Lowdown: Loch and her gang of do good criminals fight to save the world from the ancients’ return.
If you were to read my reviews of The Palace Job and The Prophecy Con, the previous two books in this Rogues of the Republic trilogy (?) I only stumbled upon because its author Patrick Weekes was involved in my favourite video game ever (Mass Effect), you would get the impression I truly loved them. Which is nice and all, but also brings high tension into the air: would Weekes be able to conclude his trilogy as well as he started it? And since I get the feeling the first book was not meant to stand as part one of a trilogy, but was rather recruited into the trilogy later, does Weekes even stand a chance?
The Paladin Caper starts off immediately in the vein of its predecessors. That is, high octane action revolving between the numerous round characters that make this series stand apart, with each character moving from one near death experience to the next only to be rescued through some highly improbable turn of events. Sounds good, but… It was too much of the same, and frankly not enough octanes to rekindle the love given the already high octane stakes we had before.
Plot wise, affairs continue from more or less straight from episode 2. Back then we had Loch and her gang save the Republic and the Empire from the mutual annihilation that the ancients tried to trigger; this time around the ancients are trying to take over the world in a more conventional way. That is, more conventional by the terms of a magical world: they try to take over individuals using paladin bands. These bands are sold off to people at excessive prices and promise to make people’s lives easier by offering calendar and map services. Yes, you got it right: the ancients are trying to take over the world by offering it Apple like overpriced gadgets. Only that these products come with more than your regular Google tracking; they really do let the device take over its owner. Note this opens the backdoor for an extra dose of good characters turning evil and seemingly evil characters turning out to be goodies or redeeming themselves. But I’ll shut up now; suffice to say all my favourite characters are back, Tern, Hessler, Icy, Desidora, the unicorn, the magic hammer, Loch, everyone else I managed to forget, and my personal favourite – Kail. And this time around he’s joined by his mother!
The way I saw it, given the slight misfires at the start, The Paladin Caper could only redeem itself by taking its large collection of round characters and significantly developing them further while also throwing in tons of that good old Weekes political observations/criticism that made the previous two books stand out from the bulk of the swords & sorcery fantasy genre. I am therefore ecstatic to say that, against all odds (seriously, how can Weekes repeat this again and again?), The Paladin Caper manages to achieve that and then some. It might misfire at the start, but it sure turns into a great book!

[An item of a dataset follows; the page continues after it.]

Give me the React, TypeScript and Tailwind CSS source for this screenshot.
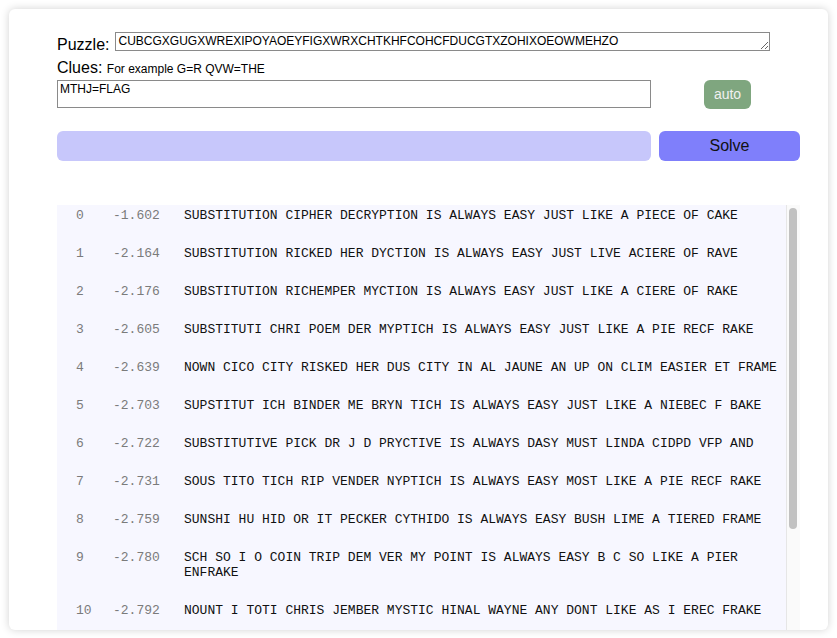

Political insight deals with more than the mindless zombies our smartphones are turning us to be or the NSA grade trackers they act as. There is plenty of veiled criticism towards the way the media is controlling us and shapes our world views on matters such as terrorism, with crosshairs set firmly on the likes of Fox News. Taking things further, there are plenty of things for the reader to ponder through the analogies between the Urujar in the book (who happen to include the heroes Loch and Kale) and their real world equivalents in blacks and Muslims.
Add it all up, and you have yourself the conclusion of a trilogy featuring lots of characters you learn to love like they were your family members through a series of books advocating liberal values, gender and racial equality. All of which is happening in a very high action, fast paced setting. In other words, we have ourselves a Mass Effect series of books.
To say that Patrick Weekes “did it” is an understatement. The Paladin Caper is the third successful book in the series and highly deserves 4 out of 5 crabs.
Way more importantly, though, is the fact the whole trilogy of books provided such great, insightful entertainment. Usually, by the time I finish a trilogy, I thank The Goddess for rescuing me from the clutches of a big time drainer. With Weekes’ trilogy, though, I came out plotting ways in which to influence the writer to come up with further sequels (in case you are unaware, Patrick Weekes is very open to feedback on Twitter).
A world as well crafted as Mass Effect’s would be wasted if there were to be no more sequels. The same applies to this trilogy, which – as a whole – truly deserves 5 out of 5 Commander Shepard grade crabs.